Laskowski nie wyklucza, że sędziowie podporządkują się decyzji Julii Przyłębskiej, zdecydują jednak o tym jutro.
Laskowski podkreślił przy tym, że "prawo musi być oparte na pewnych faktach i te fakty muszą pasować do przepisów". Nie wiem, kto i z kim miałby tu być w sporze, to jest fikcja, tu żadnego sporu nie ma, bo SN rozstrzyga rozbieżności w orzecznictwie Sądu Najwyższego i ewentualnie sądów powszechnych i nie wchodzi w żadną inną kolizję z innym organem państwowym, zwłaszcza z Sejmem - powiedział.
Sprawa jest jasna, po złożeniu do Trybunału Konstytucyjnego wniosku przez Marszałek Sejmu z mocy ustawy postępowanie przed Sądem Najwyższym uległo zawieszeniu - ocenił na Twitterze wiceminister sprawiedliwości Sebastian Kaleta.
Widzę już kilka absurdalnych interpretacji tego, jak zignorować wniosek Marszałek Sejmu do TK, aby SN mimo wszystko prowadził postępowanie. Sprawa jest jasna. Po złożeniu wniosku z mocy ustawy postępowanie przed SN uległo zawieszeniu - napisał Kaleta. Według niego istota sporu właśnie polega na tym, że według marszałek Sejmu prezes Gersdorf chce, aby SN wydał uchwałę tworzącą nieznaną w polskim prawie instytucję sędziego nieorzekającego.

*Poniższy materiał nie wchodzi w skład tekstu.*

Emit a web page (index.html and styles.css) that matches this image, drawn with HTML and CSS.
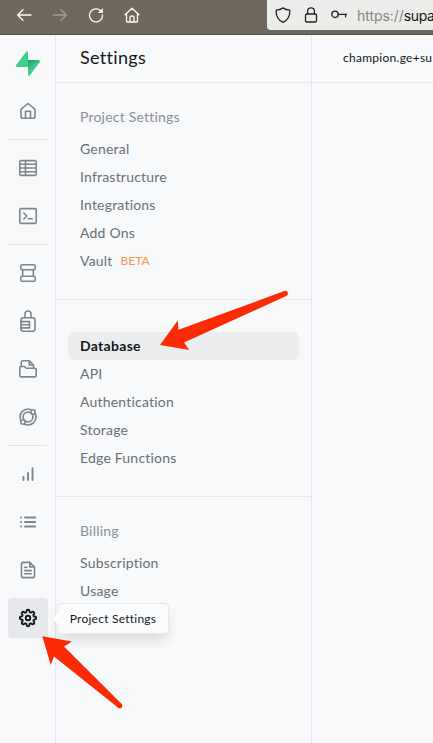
FILE: index.html
```html
<!DOCTYPE html>
<html lang="en">
<head>
<meta charset="utf-8">
<title>Settings</title>
<link rel="stylesheet" href="styles.css">
</head>
<body>
<div class="window">
  <header class="toolbar">
    <div class="controls">
      <svg class="ctl" viewBox="0 0 16 16"><path d="M15 8H2M7 2.700 1.700 8 7 13.300"/></svg>
      <svg class="ctl dim" viewBox="0 0 16 16"><path d="M1 8h13M9 2.700 14.300 8 9 13.300"/></svg>
      <svg class="ctl" viewBox="0 0 16 16"><path d="M13.300 4.600A6.500 6.500 0 1 0 14.500 8"/><path class="solid" d="M14.800 1v5H9.800z"/></svg>
      <svg class="ctl" viewBox="0 0 16 16"><path d="M1 7.800 8 1.300l7 6.500M2.500 6.800v7.400q0 .8.800.8h9.400q.8 0 .8-.8V6.800M6 15v-4.500q0-1.500 2-1.500t2 1.500V15"/></svg>
    </div>
    <div class="address">
      <svg class="addr-icon" viewBox="0 0 16 16"><path d="M8 .9C6 2.300 3.500 3 1.200 3.200.9 9 3.500 13.300 8 15.300c4.500-2 7.100-6.300 6.800-12.100C12.500 3 10 2.300 8 .9z"/></svg>
      <svg class="addr-icon" viewBox="0 0 16 16"><rect x="2.500" y="7" width="11" height="8" rx="1.300"/><path d="M4.600 7V4.200a3.400 3.400 0 0 1 6.800 0V7"/></svg>
      <svg class="addr-icon" viewBox="0 0 16 16"><circle cx="4" cy="7.300" r="3.200"/><path d="M7.200 7.300H16M14.600 7.300v2.600"/></svg>
      <span class="url">https://<b>supa</b></span>
    </div>
  </header>
  <div class="app">
    <nav class="rail">
      <svg class="logo" viewBox="0 0 24 25">
        <defs><linearGradient id="shade" x1="12" y1="9" x2="18" y2="16" gradientUnits="userSpaceOnUse"><stop stop-color="#249361"/><stop offset="1" stop-color="#3ecf8e"/></linearGradient></defs>
        <path fill="url(#shade)" d="M12 9h10.700c1.300 0 1.700 1.200 1 2.200L13.800 24.300c-.6.700-1.800.4-1.800-.6z"/>
        <path fill="#3ecf8e" d="M12 16H1.300C0 16-.4 14.800.3 13.800L10.200.7c.6-.7 1.800-.4 1.800.6z"/>
      </svg>
      <a class="rail-item"><svg viewBox="0 0 18 18"><path d="M2 7.200 9 1.500l7 5.700v7.600q0 1.500-1.500 1.500h-11Q2 16.300 2 14.800zM6.500 16.300v-7h5v7"/></svg></a>
      <hr>
      <a class="rail-item"><svg viewBox="0 0 18 18"><rect x=".8" y="1.600" width="16.400" height="14.800" rx="1.800"/><path d="M1 5.300h16M1 9h16M1 12.700h16M6.500 1.600v14.800"/></svg></a>
      <a class="rail-item"><svg viewBox="0 0 18 18"><rect x=".8" y="1.600" width="16.400" height="14.800" rx="1.200"/><path d="m4.800 6 3 3-3 3M9.300 11.700h4"/></svg></a>
      <hr>
      <a class="rail-item"><svg viewBox="0 0 18 18"><rect x="1.800" y=".8" width="14.400" height="5" rx="1.300"/><rect x="1.800" y="12.200" width="14.400" height="5" rx="1.300"/><path d="M3.700 5.800v6.400M14.300 5.800v6.400"/></svg></a>
      <a class="rail-item"><svg class="tall" viewBox="0 0 18 22"><rect x="2" y="7.700" width="14" height="13.500" rx="2.200"/><path d="M6 7.700V4a3 3 0 0 1 6 0v3.700M2 11.600h8.500v6.300H2M2 14.700h8.500"/></svg></a>
      <a class="rail-item"><svg viewBox="0 0 18 18"><path d="M2.300 6.500V2.300Q2.300.8 3.800.8h6.500L14.500 5v2.200M10.300.8V5h4.200M.8 8q0-1.500 1.500-1.500h3.200L7.200 8.200h8.300q1.700 0 1.700 1.700v5q0 2-2 2H2.800q-2 0-2-2z"/></svg></a>
      <a class="rail-item"><svg viewBox="0 0 18 18"><circle cx="9" cy="9" r="8"/><circle cx="9" cy="9" r="4.900"/><rect class="knot" x="12" y="2" width="4" height="4" rx="1"/><rect class="knot" x="2" y="12" width="4" height="4" rx="1"/></svg></a>
      <hr>
      <a class="rail-item"><svg viewBox="0 0 18 18"><path class="thick" d="M4.500 12v3M9 8v7M13.500 3.300V15"/></svg></a>
      <a class="rail-item"><svg viewBox="0 0 18 18"><path class="thick" d="M6 4.500h10.200M6 9h10.200M6 13.500h10.200M2 4.500h.1M2 9h.1M2 13.500h.1"/></svg></a>
      <a class="rail-item"><svg viewBox="0 0 18 18"><path d="M4 1.400h6.800L15.500 6v8.900q0 1.700-1.700 1.700H4.200q-1.700 0-1.700-1.700V3q0-1.600 1.500-1.600zM10.800 1.400V6h4.700M5.700 6.400h2M5.700 9.600h6.600M5.700 12.800h6.600"/></svg></a>
      <a class="rail-item active"><svg viewBox="0 0 24 24"><circle cx="12" cy="12" r="3"/><path d="M19.400 15a1.650 1.650 0 0 0 .33 1.820l.06.06a2 2 0 1 1-2.830 2.830l-.06-.06a1.650 1.650 0 0 0-2.820 1.170V21a2 2 0 0 1-4 0v-.09A1.650 1.650 0 0 0 7.180 19.730l-.06.06a2 2 0 1 1-2.830-2.830l.06-.06A1.650 1.650 0 0 0 3.090 14H3a2 2 0 0 1 0-4h.09A1.650 1.650 0 0 0 4.270 7.180l-.06-.06a2 2 0 1 1 2.830-2.830l.06.06A1.650 1.650 0 0 0 10 3.090V3a2 2 0 0 1 4 0v.09a1.650 1.650 0 0 0 2.820 1.180l.06-.06a2 2 0 1 1 2.830 2.830l-.06.06A1.650 1.650 0 0 0 20.910 10H21a2 2 0 0 1 0 4h-.09A1.650 1.650 0 0 0 19.400 15z"/></svg><span class="tooltip">Project Settings</span></a>
    </nav>
    <aside class="panel">
      <h1>Settings</h1>
      <section class="group">
        <h2>Project Settings</h2>
        <a>General</a><a>Infrastructure</a><a>Integrations</a><a>Add Ons</a><a>Vault<span class="beta">BETA</span></a>
      </section>
      <section class="group untitled">
        <a class="selected">Database</a><a>API</a><a>Authentication</a><a>Storage</a><a>Edge Functions</a>
      </section>
      <section class="group last">
        <h2>Billing</h2>
        <a>Subscription</a><a>Usage</a>
      </section>
    </aside>
    <main class="content"><div class="account">champion.ge+su</div></main>
  </div>
  <svg class="arrows" viewBox="0 0 433 743">
    <path d="M160 345 177.700 320.500 178.500 329.800 284.300 291.100A2.600 2.600 0 0 1 286.200 296L184 342.500 189.300 350z"/>
    <path d="M42.300 636.200 72 641.500 64 646.500 122 704.200A2.700 2.700 0 0 1 118.500 708L54 656.500 50.800 665z"/>
  </svg>
</div>
</body>
</html>
```
FILE: styles.css
```css
* { box-sizing: border-box; }
body { margin: 0; background: #f8f9fb; font-family: Lato, "Liberation Sans", sans-serif; }
svg { fill: none; stroke: currentColor; stroke-linecap: round; stroke-linejoin: round; flex: none; }
.window { position: relative; width: 433px; height: 743px; overflow: hidden; display: flex; flex-direction: column; }
.toolbar { height: 35px; flex: none; display: flex; justify-content: space-between; background: #6e695c; border-bottom: 1px solid #565147; }
.controls { display: flex; gap: 20px; padding: 7px 0 0 16px; color: #fbfbfb; }
.ctl { width: 16px; height: 16px; stroke-width: 1.3; }
.ctl.dim { color: #a39f96; }
.solid { fill: currentColor; stroke: none; }
.address { width: 166px; height: 30px; padding: 0 0 1px 8px; display: flex; align-items: center; gap: 12px; background: #ececea; border-bottom-left-radius: 4px; color: #222; }
.addr-icon { width: 16px; height: 16px; stroke-width: 1.3; }
.url { font: 14px Inter, sans-serif; line-height: 20px; color: #858583; margin: 2px 0 0 -2px; letter-spacing: -.05px; white-space: nowrap; }
.url b { color: #111; font-weight: 400; letter-spacing: -.35px; }
.app { flex: 1; display: flex; min-height: 0; }
.rail { width: 56px; border-right: 1px solid #e6e8eb; padding: 16px 7px 0 8px; display: flex; flex-direction: column; gap: 8px; flex: none; }
.logo { width: 24px; height: 25px; margin: 0 0 7px 8px; stroke: none; overflow: visible; }
.rail hr { width: 39px; height: 1px; margin: 0; border: 0; background: #dfe3e6; flex: none; }
.rail-item { position: relative; width: 40px; height: 40px; flex: none; display: flex; align-items: center; justify-content: center; border-radius: 4px; color: #7e868c; }
.rail-item svg { width: 18px; height: 18px; stroke-width: 1.6; }
.rail-item .tall { height: 22px; }
.rail-item .thick { stroke-width: 1.9; }
.knot { fill: #f8f9fb; }
.active { background: #e6e8eb; color: #11181c; }
.rail-item.active svg { stroke-width: 2.5; overflow: visible; }
.tooltip { position: absolute; left: 49px; top: 5px; width: 112px; height: 31px; z-index: 2; display: flex; align-items: center; justify-content: center; border: 1px solid #e6e8eb; border-radius: 4px; background: #fbfcfd; box-shadow: 0 8px 14px -3px #11181c26; font-size: 12px; letter-spacing: .23px; white-space: nowrap; }
.tooltip::before { content: ""; position: absolute; left: -4px; top: 11px; width: 7px; height: 7px; background: #fbfcfd; transform: rotate(45deg); }
.panel { width: 256px; flex: none; border-right: 1px solid #e6e8eb; }
.panel h1 { height: 48px; margin: 0; padding: 0 24px; border-bottom: 1px solid #e6e8eb; font-size: 18px; line-height: 45px; font-weight: 400; color: #11181c; letter-spacing: .3px; }
.group { padding: 24px 12px; border-bottom: 1px solid #e6e8eb; font-size: 14px; letter-spacing: .2px; }
.untitled { padding-top: 32px; }
.last { border: 0; }
.group h2 { margin: 0 0 8px; padding: 0 12px; font-size: 14px; line-height: 20px; font-weight: 400; color: #889096; }
.group a { display: flex; align-items: center; height: 28px; padding: 0 12px 2px; border-radius: 6px; color: #687076; }
.group .selected { width: 231px; background: #ecedee; color: #11181c; font-weight: 700; letter-spacing: .3px; }
.beta { margin-left: 8px; font-size: 12px; letter-spacing: 0; color: #fa934e; }
.content { flex: 1; min-width: 0; }
.account { height: 48px; padding-left: 31px; border-bottom: 1px solid #e6e8eb; line-height: 46px; font-size: 12px; letter-spacing: .27px; color: #11181c; white-space: nowrap; }
.arrows { position: absolute; inset: 0; width: 433px; height: 743px; z-index: 3; pointer-events: none; fill: #fc2a05; stroke: none; }
```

Zgodnie z zasadą trójpodziału władzy, prawo tworzy parlament, a nie sądy. Stąd spór kompetencyjny - wskazał wiceminister.
Dodał przy tym, że drugi element sporu dotyczy prerogatywy prezydenta do powoływania sędziów i oceny przez TK, czy SN ma kompetencję do oceny wykonania tej prerogatywy przez prezydenta oraz jej skuteczności.